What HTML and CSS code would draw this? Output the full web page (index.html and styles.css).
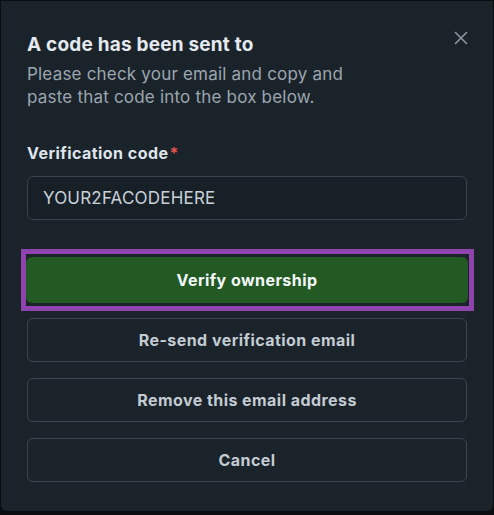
FILE: index.html
```html
<!DOCTYPE html>
<html lang="en">
<head>
<meta charset="utf-8">
<link rel="stylesheet" href="styles.css">
</head>
<body>
<div class="dialog">
  <div class="header">
    <h1 class="title">A code has been sent to</h1>
    <button class="close" aria-label="Close">
      <svg width="14" height="14" viewBox="0 0 14 14"><path d="M1.5 1.5 L12.5 12.5 M12.5 1.5 L1.5 12.5" stroke="#8d97a1" stroke-width="1.6" stroke-linecap="round" fill="none"/></svg>
    </button>
  </div>
  <p class="desc">Please check your email and copy and<br>paste that code into the box below.</p>
  <label class="label">Verification code<span class="req">*</span></label>
  <div class="input">YOUR2FACODEHERE</div>
  <div class="highlight">
    <button class="btn primary">Verify ownership</button>
  </div>
  <button class="btn secondary first">Re-send verification email</button>
  <button class="btn secondary">Remove this email address</button>
  <button class="btn secondary">Cancel</button>
</div>
</body>
</html>
```
FILE: styles.css
```css
html, body {
  margin: 0;
  padding: 0;
  background: #0a0d10;
}
body {
  width: 494px;
  height: 515px;
  padding: 1px 1px 0 1px;
  box-sizing: border-box;
  font-family: "Inter", "Noto Sans", sans-serif;
}
.dialog {
  background: #1b232a;
  height: 510px;
  border-radius: 0 0 6px 6px;
  padding: 27px 26px 0 26px;
  box-sizing: border-box;
  display: flex;
  flex-direction: column;
}
.header {
  display: flex;
  justify-content: space-between;
  align-items: flex-start;
}
.title {
  margin: 0;
  font-size: 19px;
  font-weight: 700;
  line-height: 34px;
  color: #e3e9ee;
  letter-spacing: 0.2px;
}
.close {
  background: none;
  border: none;
  padding: 0;
  margin: 3px -1px 0 0;
  width: 14px;
  height: 14px;
  display: flex;
}
.desc {
  margin: 0;
  font-size: 17px;
  line-height: 23px;
  padding-top: 1px;
  color: #9ba6b0;
  letter-spacing: 0.2px;
}
.label {
  margin-top: 32px;
  font-size: 16px;
  font-weight: 700;
  line-height: 24px;
  color: #dfe5eb;
  letter-spacing: 0.45px;
}
.req {
  color: #e5534b;
  margin-left: 1px;
}
.input {
  margin-top: 11px;
  height: 44px;
  box-sizing: border-box;
  border: 1px solid #39434d;
  border-radius: 6px;
  padding: 0 15px;
  display: flex;
  align-items: center;
  font-size: 17px;
  letter-spacing: 0.2px;
  color: #c9d1d9;
  background: #182027;
}
.highlight {
  margin: 29px -7px 0 -6px;
  border: 5px solid #8e43ad;
  padding: 3px 1px 3px 0;
}
.btn {
  display: block;
  width: 100%;
  height: 44px;
  border-radius: 6px;
  font-family: "Inter", "Noto Sans", sans-serif;
  font-size: 16px;
  font-weight: 700;
  letter-spacing: 0.45px;
  cursor: pointer;
}
.primary {
  height: 46px;
  background: #235a24;
  border: none;
  color: #f4f7f9;
}
.secondary {
  background: #1b232a;
  border: 1px solid #3b454f;
  color: #c3cbd3;
  margin-top: 16px;
}
.secondary.first {
  margin-top: 7px;
}
```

....................

Find every line with the word "styles" and state how many there are, with no other words.

3